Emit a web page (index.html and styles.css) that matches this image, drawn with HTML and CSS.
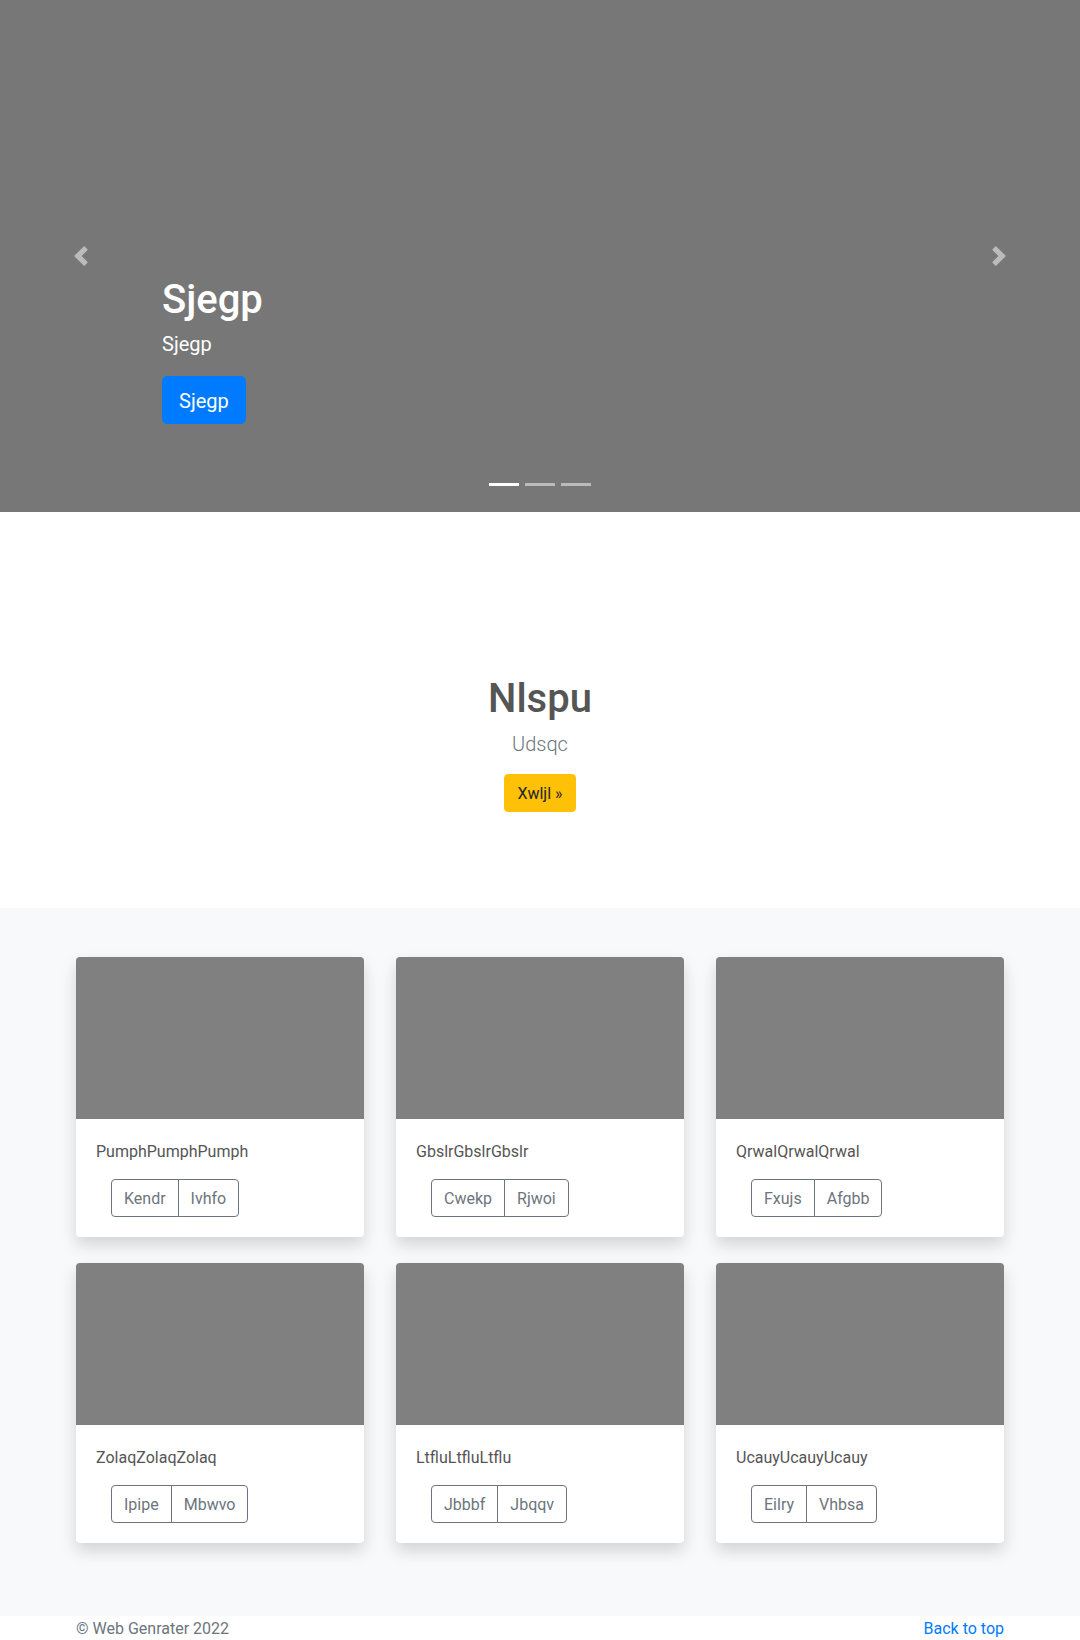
FILE: index.html
```html
<!DOCTYPE html>
<html lang="en">
<head>
<meta charset="utf-8">
<title>Album</title>
<link rel="stylesheet" href="styles.css">
</head>
<body>
<main>
  <div class="carousel">
    <ol class="carousel-indicators">
      <li class="active"></li>
      <li></li>
      <li></li>
    </ol>
    <div class="carousel-caption">
      <h1 class="caption-title">Sjegp</h1>
      <p class="caption-text">Sjegp</p>
      <a class="btn btn-lg btn-primary" href="#">Sjegp</a>
    </div>
    <a class="carousel-control prev" href="#">
      <svg width="20" height="20" viewBox="0 0 8 8"><path fill="#fff" d="M5.25 0l-4 4 4 4 1.5-1.5L4.25 4l2.5-2.5L5.25 0z"/></svg>
    </a>
    <a class="carousel-control next" href="#">
      <svg width="20" height="20" viewBox="0 0 8 8"><path fill="#fff" d="M2.75 0l-1.5 1.5L3.75 4l-2.5 2.5L2.75 8l4-4-4-4z"/></svg>
    </a>
  </div>

  <section class="intro">
    <h1 class="intro-title">Nlspu</h1>
    <p class="intro-lead">Udsqc</p>
    <a class="btn btn-warning" href="#">Xwljl »</a>
  </section>

  <div class="album">
    <div class="album-grid">
      <div class="card">
        <div class="card-img"></div>
        <div class="card-body">
          <p class="card-text">PumphPumphPumph</p>
          <div class="btn-group"><button class="btn-outline">Kendr</button><button class="btn-outline">Ivhfo</button></div>
        </div>
      </div>
      <div class="card">
        <div class="card-img"></div>
        <div class="card-body">
          <p class="card-text">GbslrGbslrGbslr</p>
          <div class="btn-group"><button class="btn-outline">Cwekp</button><button class="btn-outline">Rjwoi</button></div>
        </div>
      </div>
      <div class="card">
        <div class="card-img"></div>
        <div class="card-body">
          <p class="card-text">QrwalQrwalQrwal</p>
          <div class="btn-group"><button class="btn-outline">Fxujs</button><button class="btn-outline">Afgbb</button></div>
        </div>
      </div>
      <div class="card">
        <div class="card-img"></div>
        <div class="card-body">
          <p class="card-text">ZolaqZolaqZolaq</p>
          <div class="btn-group"><button class="btn-outline">Ipipe</button><button class="btn-outline">Mbwvo</button></div>
        </div>
      </div>
      <div class="card">
        <div class="card-img"></div>
        <div class="card-body">
          <p class="card-text">LtfluLtfluLtflu</p>
          <div class="btn-group"><button class="btn-outline">Jbbbf</button><button class="btn-outline">Jbqqv</button></div>
        </div>
      </div>
      <div class="card">
        <div class="card-img"></div>
        <div class="card-body">
          <p class="card-text">UcauyUcauyUcauy</p>
          <div class="btn-group"><button class="btn-outline">Eilry</button><button class="btn-outline">Vhbsa</button></div>
        </div>
      </div>
    </div>
  </div>
</main>
<footer class="footer">
  <p class="copy">© Web Genrater 2022</p>
  <a class="back" href="#">Back to top</a>
</footer>
</body>
</html>
```

FILE: styles.css
```css
* { box-sizing: border-box; }
html, body { margin: 0; padding: 0; }
body {
  font-family: "Segoe UI", Roboto, "Noto Sans", "Liberation Sans", sans-serif;
  font-size: 16px;
  line-height: 24px;
  color: #212529;
  background: #fff;
}
a { text-decoration: none; }
p, h1 { margin: 0; }

/* Carousel */
.carousel {
  position: relative;
  height: 512px;
  background: #777;
  padding: 276px 162px 0;
}
.carousel-caption { color: #fff; display: flex; flex-direction: column; align-items: flex-start; }
.caption-title { font-size: 40px; line-height: 48px; font-weight: 500; margin-bottom: 5px; }
.caption-text { font-size: 20px; line-height: 30px; margin-bottom: 17px; }
.btn {
  display: inline-block;
  border: 1px solid transparent;
  border-radius: 4px;
  font-size: 16px;
  line-height: 24px;
  padding: 7px 12px 5px;
}
.btn-lg { font-size: 20px; line-height: 30px; padding: 9px 16px 7px; border-radius: 5px; }
.btn-primary { background: #007bff; color: #fff; border-color: #007bff; }
.btn-warning { background: #ffc107; color: #212529; border-color: #ffc107; }

.carousel-control {
  position: absolute;
  top: 0;
  bottom: 0;
  width: 162px;
  display: flex;
  align-items: center;
  justify-content: center;
  opacity: .5;
}
.carousel-control.prev { left: 0; }
.carousel-control.next { right: 0; }

.carousel-indicators {
  position: absolute;
  left: 0;
  right: 0;
  bottom: 26px;
  margin: 0;
  padding: 0;
  list-style: none;
  display: flex;
  justify-content: center;
  gap: 6px;
}
.carousel-indicators li { width: 30px; height: 3px; background: #fff; opacity: .5; }
.carousel-indicators li.active { opacity: 1; }

/* Intro */
.intro {
  text-align: center;
  padding: 163px 0 96px;
  display: flex;
  flex-direction: column;
  align-items: center;
}
.intro-title { font-size: 40px; line-height: 48px; font-weight: 500; color: #555; margin-bottom: 6px; }
.intro-lead { font-size: 20px; line-height: 30px; font-weight: 300; color: #6c757d; margin-bottom: 15px; }

/* Album */
.album { background: #f8f9fa; padding: 49px 0 73px; }
.album-grid {
  width: 928px;
  margin: 0 auto;
  display: grid;
  grid-template-columns: repeat(3, 1fr);
  column-gap: 32px;
  row-gap: 26px;
}
.card {
  background: #fff;
  border-radius: 4px;
  overflow: hidden;
  box-shadow: 0 8px 16px rgba(0,0,0,.15);
}
.card-img { height: 162px; background: #808080; }
.card-body { padding: 20px; }
.card-text { color: #555; padding-top: 1px; margin-bottom: 15px; }
.btn-group { display: inline-flex; margin-left: 15px; }
.btn-outline {
  font-family: inherit;
  font-size: 16px;
  line-height: 24px;
  padding: 7px 12px 5px;
  color: #6c757d;
  background: transparent;
  border: 1px solid #6c757d;
  margin: 0;
}
.btn-outline:first-child { border-radius: 4px 0 0 4px; }
.btn-outline + .btn-outline { margin-left: -1px; border-radius: 0 4px 4px 0; }

/* Footer */
.footer {
  width: 928px;
  margin: 0 auto;
  padding-top: 1px;
  display: flex;
  justify-content: space-between;
  color: #6c757d;
}
.back { color: #007bff; }
```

--------------------------------

Written problem
Repeat the material above in full and unchanged, minus its images.

Solution to this task
Emit a web page (index.html and styles.css) that matches this image, drawn with HTML and CSS.
FILE: index.html
```html
<!DOCTYPE html>
<html lang="en">
<head>
<meta charset="utf-8">
<title>Album</title>
<link rel="stylesheet" href="styles.css">
</head>
<body>
<main>
  <div class="carousel">
    <ol class="carousel-indicators">
      <li class="active"></li>
      <li></li>
      <li></li>
    </ol>
    <div class="carousel-caption">
      <h1 class="caption-title">Sjegp</h1>
      <p class="caption-text">Sjegp</p>
      <a class="btn btn-lg btn-primary" href="#">Sjegp</a>
    </div>
    <a class="carousel-control prev" href="#">
      <svg width="20" height="20" viewBox="0 0 8 8"><path fill="#fff" d="M5.25 0l-4 4 4 4 1.5-1.5L4.25 4l2.5-2.5L5.25 0z"/></svg>
    </a>
    <a class="carousel-control next" href="#">
      <svg width="20" height="20" viewBox="0 0 8 8"><path fill="#fff" d="M2.75 0l-1.5 1.5L3.75 4l-2.5 2.5L2.75 8l4-4-4-4z"/></svg>
    </a>
  </div>

  <section class="intro">
    <h1 class="intro-title">Nlspu</h1>
    <p class="intro-lead">Udsqc</p>
    <a class="btn btn-warning" href="#">Xwljl »</a>
  </section>

  <div class="album">
    <div class="album-grid">
      <div class="card">
        <div class="card-img"></div>
        <div class="card-body">
          <p class="card-text">PumphPumphPumph</p>
          <div class="btn-group"><button class="btn-outline">Kendr</button><button class="btn-outline">Ivhfo</button></div>
        </div>
      </div>
      <div class="card">
        <div class="card-img"></div>
        <div class="card-body">
          <p class="card-text">GbslrGbslrGbslr</p>
          <div class="btn-group"><button class="btn-outline">Cwekp</button><button class="btn-outline">Rjwoi</button></div>
        </div>
      </div>
      <div class="card">
        <div class="card-img"></div>
        <div class="card-body">
          <p class="card-text">QrwalQrwalQrwal</p>
          <div class="btn-group"><button class="btn-outline">Fxujs</button><button class="btn-outline">Afgbb</button></div>
        </div>
      </div>
      <div class="card">
        <div class="card-img"></div>
        <div class="card-body">
          <p class="card-text">ZolaqZolaqZolaq</p>
          <div class="btn-group"><button class="btn-outline">Ipipe</button><button class="btn-outline">Mbwvo</button></div>
        </div>
      </div>
      <div class="card">
        <div class="card-img"></div>
        <div class="card-body">
          <p class="card-text">LtfluLtfluLtflu</p>
          <div class="btn-group"><button class="btn-outline">Jbbbf</button><button class="btn-outline">Jbqqv</button></div>
        </div>
      </div>
      <div class="card">
        <div class="card-img"></div>
        <div class="card-body">
          <p class="card-text">UcauyUcauyUcauy</p>
          <div class="btn-group"><button class="btn-outline">Eilry</button><button class="btn-outline">Vhbsa</button></div>
        </div>
      </div>
    </div>
  </div>
</main>
<footer class="footer">
  <p class="copy">© Web Genrater 2022</p>
  <a class="back" href="#">Back to top</a>
</footer>
</body>
</html>
```

FILE: styles.css
```css
* { box-sizing: border-box; }
html, body { margin: 0; padding: 0; }
body {
  font-family: "Segoe UI", Roboto, "Noto Sans", "Liberation Sans", sans-serif;
  font-size: 16px;
  line-height: 24px;
  color: #212529;
  background: #fff;
}
a { text-decoration: none; }
p, h1 { margin: 0; }

/* Carousel */
.carousel {
  position: relative;
  height: 512px;
  background: #777;
  padding: 276px 162px 0;
}
.carousel-caption { color: #fff; display: flex; flex-direction: column; align-items: flex-start; }
.caption-title { font-size: 40px; line-height: 48px; font-weight: 500; margin-bottom: 5px; }
.caption-text { font-size: 20px; line-height: 30px; margin-bottom: 17px; }
.btn {
  display: inline-block;
  border: 1px solid transparent;
  border-radius: 4px;
  font-size: 16px;
  line-height: 24px;
  padding: 7px 12px 5px;
}
.btn-lg { font-size: 20px; line-height: 30px; padding: 9px 16px 7px; border-radius: 5px; }
.btn-primary { background: #007bff; color: #fff; border-color: #007bff; }
.btn-warning { background: #ffc107; color: #212529; border-color: #ffc107; }

.carousel-control {
  position: absolute;
  top: 0;
  bottom: 0;
  width: 162px;
  display: flex;
  align-items: center;
  justify-content: center;
  opacity: .5;
}
.carousel-control.prev { left: 0; }
.carousel-control.next { right: 0; }

.carousel-indicators {
  position: absolute;
  left: 0;
  right: 0;
  bottom: 26px;
  margin: 0;
  padding: 0;
  list-style: none;
  display: flex;
  justify-content: center;
  gap: 6px;
}
.carousel-indicators li { width: 30px; height: 3px; background: #fff; opacity: .5; }
.carousel-indicators li.active { opacity: 1; }

/* Intro */
.intro {
  text-align: center;
  padding: 163px 0 96px;
  display: flex;
  flex-direction: column;
  align-items: center;
}
.intro-title { font-size: 40px; line-height: 48px; font-weight: 500; color: #555; margin-bottom: 6px; }
.intro-lead { font-size: 20px; line-height: 30px; font-weight: 300; color: #6c757d; margin-bottom: 15px; }

/* Album */
.album { background: #f8f9fa; padding: 49px 0 73px; }
.album-grid {
  width: 928px;
  margin: 0 auto;
  display: grid;
  grid-template-columns: repeat(3, 1fr);
  column-gap: 32px;
  row-gap: 26px;
}
.card {
  background: #fff;
  border-radius: 4px;
  overflow: hidden;
  box-shadow: 0 8px 16px rgba(0,0,0,.15);
}
.card-img { height: 162px; background: #808080; }
.card-body { padding: 20px; }
.card-text { color: #555; padding-top: 1px; margin-bottom: 15px; }
.btn-group { display: inline-flex; margin-left: 15px; }
.btn-outline {
  font-family: inherit;
  font-size: 16px;
  line-height: 24px;
  padding: 7px 12px 5px;
  color: #6c757d;
  background: transparent;
  border: 1px solid #6c757d;
  margin: 0;
}
.btn-outline:first-child { border-radius: 4px 0 0 4px; }
.btn-outline + .btn-outline { margin-left: -1px; border-radius: 0 4px 4px 0; }

/* Footer */
.footer {
  width: 928px;
  margin: 0 auto;
  padding-top: 1px;
  display: flex;
  justify-content: space-between;
  color: #6c757d;
}
.back { color: #007bff; }
```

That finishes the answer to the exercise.